At the time of writing, the future direction of this policy is still very unclear. Should there be another referendum? I think that there should be this option for a mature democracy on a crucial issue of National Interest. Or should Parliament have the final word on what is negotiated, thus placing itself as the final arbitrator of the National Interest, which is “sort-of” what May appears to concede? Interpretations of the National Interest have been at the forefront of the debate in an entirely new way for the British, pitching referendum against parliamentary voting, domestic and against foreign policy issues, numerical majorities against political and economic arguments, elites against elites.

It is reflective of a new kind of politics, first in the sense that “inter-mestic” politics—the blend of foreign/international and domestic politics has changed everything.

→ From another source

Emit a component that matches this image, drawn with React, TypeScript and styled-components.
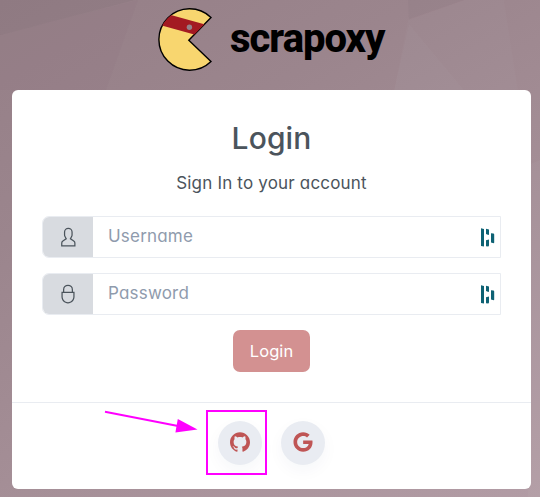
import React from "react";
import styled, { createGlobalStyle } from "styled-components";
import { SiGithub } from "react-icons/si";
import { FaGoogle } from "react-icons/fa";

const GlobalStyle = createGlobalStyle`
  * { box-sizing: border-box; }
  body {
    margin: 0;
    font-family: Inter, "Open Sans", sans-serif;
    font-feature-settings: "cv11", "ss03";
    color: #4f5d73;
  }
`;

const Page = styled.main`
  position: relative;
  width: 540px;
  height: 497px;
  overflow: hidden;
  padding: 0 9px 8px 12px;
  display: flex;
  flex-direction: column;
  background: linear-gradient(150deg, #957f87 0%, #9b858d 30%, #a48e96 60%, #b29ca5 100%);
`;

const Facets = styled.svg`
  position: absolute;
  inset: 0;
`;

const Brand = styled.header`
  position: relative;
  height: 90px;
  padding: 7px 0 0 145px;
  display: flex;
  align-items: flex-start;
`;

const BrandName = styled.span`
  margin: 8px 0 0 6px;
  font: 800 40px/48px Roboto, sans-serif;
  letter-spacing: -1px;
  color: #000;
`;

const Card = styled.section`
  position: relative;
  height: 399px;
  border-radius: 6px;
  background: #fff;
  display: flex;
  flex-direction: column;
`;

const Form = styled.form`
  height: 312px;
  padding: 28px 30px 0;
  display: flex;
  flex-direction: column;
  align-items: center;
`;

const Title = styled.h1`
  margin: 0;
  font-size: 30px;
  font-weight: 500;
  line-height: 40px;
  letter-spacing: 0.1px;
  color: #4b545c;
`;

const Lead = styled.p`
  margin: 13px 0 20px;
  font-size: 17px;
  line-height: 25px;
  letter-spacing: 0.18px;
  color: #4b545c;
`;

const Field = styled.label`
  width: 459px;
  height: 42px;
  margin-bottom: 15px;
  border: 1px solid #e9ecf1;
  border-radius: 7px 0 0 7px;
  display: flex;
  overflow: hidden;
`;

const Addon = styled.span`
  width: 50px;
  background: #d8dbe0;
  display: flex;
  align-items: center;
  justify-content: center;
`;

const Input = styled.input`
  flex: 1;
  min-width: 0;
  border: 0;
  padding: 0 0 2px 15px;
  background: transparent;
  font: inherit;
  font-size: 17px;
  letter-spacing: 0.2px;
  outline: none;
  &::placeholder { color: #8f9bad; opacity: 1; }
`;

const Manager = styled.svg`
  margin: 11px 5px 0 0;
  fill: #0e6274;
`;

const Submit = styled.button`
  width: 77px;
  height: 42px;
  border: 0;
  border-radius: 7px;
  padding: 0;
  background: #d39191;
  color: #fff;
  font: inherit;
  font-size: 16.5px;
  letter-spacing: 0.1px;
`;

const Footer = styled.footer`
  flex: 1;
  border-top: 1px solid #e9ecf1;
  padding: 18px 1px 0 0;
  display: flex;
  justify-content: center;
  gap: 19px;
`;

const Social = styled.button`
  width: 44px;
  height: 44px;
  border: 0;
  border-radius: 50%;
  padding: 0 0 2px;
  background: #e9ecf2;
  color: #bf5555;
  box-shadow: 0 6px 16px rgba(30, 60, 110, 0.04);
  display: flex;
  align-items: center;
  justify-content: center;
`;

const Annotation = styled.svg`
  position: absolute;
  inset: 0;
  pointer-events: none;
`;

const USER =
  "M411.6,343.656l-72.823-47.334,27.455-50.334A80.23,80.23,0,0,0,376,207.681V128a112,112,0,0,0-224,0v79.681a80.236,80.236,0,0,0,9.768,38.308l27.455,50.333L116.4,343.656A79.725,79.725,0,0,0,80,410.732V496H448V410.732A79.727,79.727,0,0,0,411.6,343.656ZM416,464H112V410.732a47.836,47.836,0,0,1,21.841-40.246l97.66-63.479-41.64-76.341A48.146,48.146,0,0,1,184,207.681V128a80,80,0,0,1,160,0v79.681a48.146,48.146,0,0,1-5.861,22.985L296.5,307.007l97.662,63.479h0A47.836,47.836,0,0,1,416,410.732Z";
const LOCK =
  "M384,200V144a128,128,0,0,0-256,0v56H88V328c0,92.635,75.364,168,168,168s168-75.365,168-168V200ZM160,144a96,96,0,0,1,192,0v56H160ZM392,328c0,74.99-61.01,136-136,136s-136-61.01-136-136V232H392Z";

function LoginField({ icon, label, type }: { icon: string; label: string; type: string }) {
  return (
    <Field>
      <Addon>
        <svg width="20" height="20" viewBox="0 0 512 512" fill="#4b545c">
          <path d={icon} />
        </svg>
      </Addon>
      <Input type={type} placeholder={label} />
      <Manager width="14" height="19" viewBox="0 0 14 19">
        <path d="M0 .3L3 .9V18.5L0 18.1ZM5 .8L8 1.6V6.6L7.4 7L5 6.1ZM5 12.2L8 11.5V17.6L7.4 18.5L5 18.3ZM10 5.3L12.6 5.5L13.2 6.2V14.7L12.6 15.3L10 14.6Z" />
      </Manager>
    </Field>
  );
}

function Logo() {
  return (
    <svg width="67" height="66" viewBox="157 7 67 66">
      <clipPath id="body">
        <path d="M211 17.5A30.7 30.7 0 1 0 211 61.5L188.8 40.3Z" />
      </clipPath>
      <path d="M211 17.5A30.7 30.7 0 1 0 211 61.5L188.8 40.3Z" fill="#f8d66f" stroke="#000" strokeWidth="1.4" />
      <path d="M169 14.5L207 25L196 35L160 25Z" fill="#a31a22" clipPath="url(#body)" />
      <circle cx="189.4" cy="27.2" r="2.7" fill="#93828a" />
    </svg>
  );
}

export default function App() {
  return (
    <>
      <GlobalStyle />
      <Page>
        <Facets width="540" height="497" viewBox="0 0 540 497">
          <path d="M0 0H135L0 35Z" fill="#6d5862" opacity=".12" />
          <path d="M138 0L106 90H0V35Z" fill="#6d5862" opacity=".04" />
          <path d="M409 19L464 0H408Z" fill="#6d5862" opacity=".06" />
          <path d="M408 20L464 0H504L518 90H394Z" fill="#fff" opacity=".02" />
          <path d="M409 24L464 90H394Z" fill="#fff" opacity=".02" />
          <path d="M528 165L540 160V497H528Z" fill="#fff" opacity=".03" />
        </Facets>
        <Brand>
          <Logo />
          <BrandName>scrapoxy</BrandName>
        </Brand>
        <Card>
          <Form>
            <Title>Login</Title>
            <Lead>Sign In to your account</Lead>
            <LoginField icon={USER} label="Username" type="text" />
            <LoginField icon={LOCK} label="Password" type="password" />
            <Submit type="button">Login</Submit>
          </Form>
          <Footer>
            <Social aria-label="GitHub"><SiGithub size={20} /></Social>
            <Social aria-label="Google"><FaGoogle size={20} /></Social>
          </Footer>
        </Card>
        <Annotation width="540" height="497" viewBox="0 0 540 497">
          <rect x="207" y="411" width="59" height="63" fill="none" stroke="#f0f" strokeWidth="2" />
          <path d="M105 411.8L178 426" stroke="#f0f" strokeWidth="2" />
          <path d="M197.5 429.6L177.8 419L175.4 432.6Z" fill="#f0f" />
        </Annotation>
      </Page>
    </>
  );
}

Membership of the EU is not about our national foreign policy alone. Second, the “flattening down” of society by social media, tweets, and the overwhelming impact of the internet, and especially its capacity to influence by “post-truth” assertions and statements, can, when combined with a populist, single issue vote, give rise to an entirely new form and interpretation of what the National Interest—still poorly defined—should now mean.[4]

This article is a shortened version of a piece that will appear in French in La revue internationale et strategique, published by IRIS, Paris.

References

[1] ‘National Interest’ is also used to distinguish national from the sub-national, when looking at the domestic and sub-unit dimensions of a country’s organisation. This includes both regional, but also business and other interests, but this is not the focus of this piece.

[2] Edward Heath, House of Commons, 1972, Brussels 22 January 1972.

[3] Thatcher Bruges speech, 1988, http://www.margaretthatcher.org/document/107332

[4] For commentary at the time on the referendum campaign and its aftermath, see inter alia, The New European, a “pop-up newspaper for the 48%”, which has had remarkable success and readership since June 2016.